So, I went shuffling into the office of Costa Ligure today for one of my lessons. Costa Ligure is a great company that makes many tasty salsas like pestos and pates. Several of their employees are my students thanks to pals Mercedes and Flavio who both work there. Today’s lesson was with the big boss of the place, Daniele. As I was saying, I shuffled into the main office. I saw Flavio there and he said, “What’s the matter with you?”
“I don’t know. The other night, completely out of the blue my back tightened up and now I can hardly walk.” I explained.
“Oh, yeah. Well that happened because you sweat and then got some air. It happens all the time.”

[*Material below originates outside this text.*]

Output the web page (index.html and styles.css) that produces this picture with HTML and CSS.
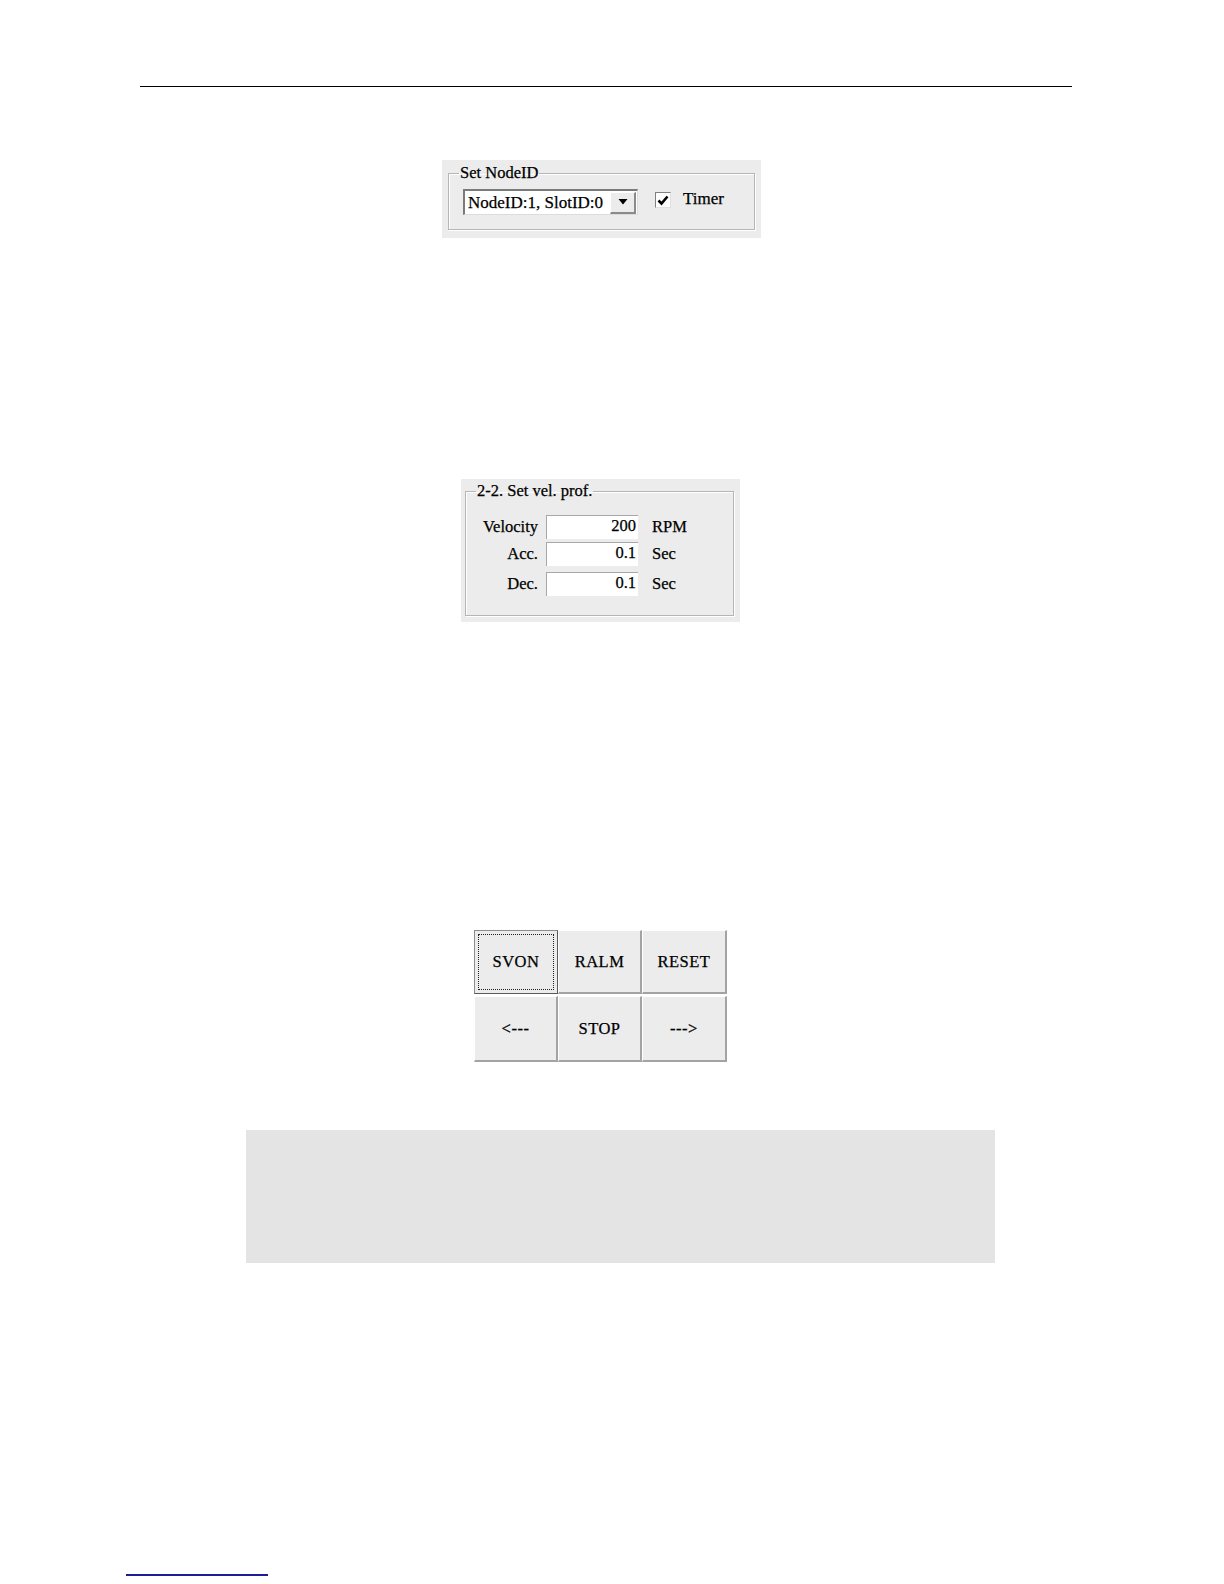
FILE: index.html
```html
<!DOCTYPE html>
<html>
<head>
<meta charset="utf-8">
<link rel="stylesheet" href="styles.css">
</head>
<body>
<div class="page">
  <div class="header-rule"></div>

  <div class="panel panel-node">
    <fieldset class="group group-node">
      <legend>Set NodeID</legend>
      <div class="node-row">
        <div class="combo">
          <span class="combo-text">NodeID:1, SlotID:0</span>
          <span class="combo-btn"><svg width="10" height="6" viewBox="0 0 10 6"><path d="M0.5 0 H9.5 L5 5.5 Z" fill="#000"/></svg></span>
        </div>
        <span class="check"><svg width="12" height="11" viewBox="0 0 12 11"><path d="M1.5 5.5 L4.5 8.5 L10.5 1.5" fill="none" stroke="#000" stroke-width="2.6"/></svg></span>
        <span class="check-label">Timer</span>
      </div>
    </fieldset>
  </div>

  <div class="panel panel-vel">
    <fieldset class="group group-vel">
      <legend>2-2. Set vel. prof.</legend>
      <div class="vel-grid">
        <span class="lbl">Velocity</span><span class="field">200</span><span class="unit">RPM</span>
        <span class="lbl">Acc.</span><span class="field">0.1</span><span class="unit">Sec</span>
        <span class="lbl lbl-dec">Dec.</span><span class="field field-dec">0.1</span><span class="unit unit-dec">Sec</span>
      </div>
    </fieldset>
  </div>

  <div class="btn-grid">
    <div class="btn btn-focus"><span class="focus-ring">SVON</span></div>
    <div class="btn">RALM</div>
    <div class="btn">RESET</div>
    <div class="btn">&lt;---</div>
    <div class="btn">STOP</div>
    <div class="btn">---&gt;</div>
  </div>

  <div class="gray-box"></div>

  <div class="footer-rule"></div>
</div>
</body>
</html>
```

FILE: styles.css
```css
html, body {
  margin: 0;
  padding: 0;
  background: #ffffff;
}
body {
  font-family: "Liberation Serif", "Times New Roman", serif;
  color: #000;
}
.page {
  width: 1224px;
  height: 1584px;
  overflow: hidden;
  display: flex;
  flex-direction: column;
}
.header-rule {
  margin-left: 140px;
  width: 932px;
  height: 86px;
  border-bottom: 1px solid #000;
  flex: none;
}

.panel {
  background: #ececec;
  box-sizing: border-box;
  flex: none;
  -webkit-text-stroke: 0.25px #000;
}
.group {
  margin: 0;
  padding: 0;
  border: 1px solid #b5b5b5;
  box-shadow: 1px 1px 0 #ffffff, inset 1px 1px 0 #ffffff;
  box-sizing: border-box;
}
.group legend {
  font-size: 16.5px;
  line-height: 18px;
  padding: 0 1px;
  margin-left: 10px;
}

/* Panel 1 */
.panel-node {
  margin-top: 73px;
  margin-left: 442px;
  width: 319px;
  height: 78px;
  padding: 4px 6px 0 6px;
}
.group-node {
  height: 66px;
}
.node-row {
  display: flex;
  align-items: center;
  padding: 7px 0 0 14px;
}
.combo {
  width: 175px;
  height: 26px;
  box-sizing: border-box;
  background: #fff;
  border-top: 2px solid #7a7a7a;
  border-left: 2px solid #7a7a7a;
  border-right: 1px solid #dcdcdc;
  border-bottom: 1px solid #dcdcdc;
  display: flex;
  align-items: center;
  justify-content: space-between;
}
.combo-text {
  font-size: 17px;
  line-height: 20px;
  padding-left: 3px;
  white-space: nowrap;
}
.combo-btn {
  width: 26px;
  height: 22px;
  box-sizing: border-box;
  background: #ececec;
  border-top: 1px solid #ffffff;
  border-left: 1px solid #ffffff;
  border-right: 2px solid #8a8a8a;
  border-bottom: 2px solid #8a8a8a;
  display: flex;
  align-items: center;
  justify-content: center;
  margin-right: 1px;
  -webkit-text-stroke: 0;
}
.check {
  margin-left: 17px;
  width: 16px;
  height: 16px;
  box-sizing: border-box;
  background: #fff;
  border-top: 1px solid #808080;
  border-left: 1px solid #808080;
  border-right: 1px solid #e0e0e0;
  border-bottom: 1px solid #e0e0e0;
  display: flex;
  align-items: center;
  justify-content: center;
  margin-top: -4px;
  -webkit-text-stroke: 0;
}
.check-label {
  margin-left: 12px;
  font-size: 17px;
  margin-top: -6px;
}

/* Panel 2 */
.panel-vel {
  margin-top: 241px;
  margin-left: 461px;
  width: 279px;
  height: 143px;
  padding: 3px 6px 0 4px;
}
.group-vel {
  height: 134px;
  padding: 15px 0 0 0;
}
.vel-grid {
  display: grid;
  grid-template-columns: 72px 92px auto;
  column-gap: 8px;
  row-gap: 3px;
  align-items: center;
}
.lbl {
  text-align: right;
  font-size: 16.5px;
  white-space: nowrap;
}
.field {
  height: 24px;
  box-sizing: border-box;
  background: #fff;
  border-top: 1px solid #a8a8a8;
  border-left: 1px solid #a8a8a8;
  text-align: right;
  font-size: 16.5px;
  line-height: 19px;
  padding-right: 2px;
}
.unit {
  font-size: 16.5px;
  padding-left: 6px;
}
.field-dec, .lbl-dec, .unit-dec {
  margin-top: 3px;
}

/* Buttons */
.btn-grid {
  margin-top: 308px;
  margin-left: 474px;
  width: 253px;
  display: grid;
  grid-template-columns: 84px 84px 85px;
  grid-template-rows: 64px 66px;
  row-gap: 2px;
  flex: none;
  -webkit-text-stroke: 0.25px #000;
}
.btn {
  box-sizing: border-box;
  background: #ececec;
  border-top: 1px solid #ffffff;
  border-left: 1px solid #ffffff;
  border-right: 2px solid #a3a3a3;
  border-bottom: 2px solid #a3a3a3;
  display: flex;
  align-items: center;
  justify-content: center;
  font-size: 16.5px;
  letter-spacing: 0.5px;
}
.btn-focus {
  border-top: 1px solid #8c8c8c;
  border-left: 1px solid #8c8c8c;
  border-right: 1px solid #5a5a5a;
  border-bottom: 1px solid #5a5a5a;
  padding: 3px;
}
.focus-ring {
  width: 100%;
  height: 100%;
  box-sizing: border-box;
  border: 1px dotted #202020;
  display: flex;
  align-items: center;
  justify-content: center;
}

/* Gray box */
.gray-box {
  margin-top: 68px;
  margin-left: 246px;
  width: 749px;
  height: 133px;
  background: #e4e4e4;
  flex: none;
}

/* Footer */
.footer-rule {
  margin-top: 311px;
  margin-left: 126px;
  width: 142px;
  height: 2px;
  background: #1c1c9a;
  flex: none;
}
```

Ok. So I’ve heard about this colpo di aria before. It’s when you suddenly get a cold or a stiff neck or something after foolishly exposing yourself to some breeze. Every Italian I’ve ever met believes in this hit of air. When the breeze hits you in the wrong way, or really at all, you will get sick or have aches and pains. As a general rule Italians stay away from fans and when they have AC it is set at, well, room temperature, nothing cooler. If a grocery store exposed its customers to that icy blast that Americans face everything they go into the supermarket they would also be exposing themselves to massive law suits because every Italian would sue them for the colpo di aria and all its damaging consequences.
I said, “yeah, right, Flavio. That’s just Italian mythology. No such thing exists.”
“Why do you think Americans are different than the rest of the us? Of course you can get hit too.”
With that, I shuffled upstairs to have my lesson.
“You don’t look so energetic today, Lynn.” Daniele tells me.
“I know. Suddenly the other night my back tightened up and now I can hardly walk.”
“Ah yes. You were sweating and then got some air. Do you sleep in front of a fan?”
“Well, yes, as a matter of fact, I do. As I have done for the past two months of unbearably hot weather – without any back problems, I might add.”
“Well, you must be sweating more now. It is really hot. You should turn the fan off.”
I used to laugh at this explanation of ailments in the past, but now, well, hell…who am I to say? Ok, I did laugh a little at the thought that a breeze has left me immobile and I really laughed at Flavio’s “old fashioned” remedy (it involves a burning cotton ball, an empty glass and about 5 minutes – I’m not yet prepared to try it but if I do, I’ll let you know). Anyone have any evidence for me to either prove or disprove the breeze theory?
I think I know what my Italian friends would say…”Do you have a backache?” “yes” “there you go, evidence!”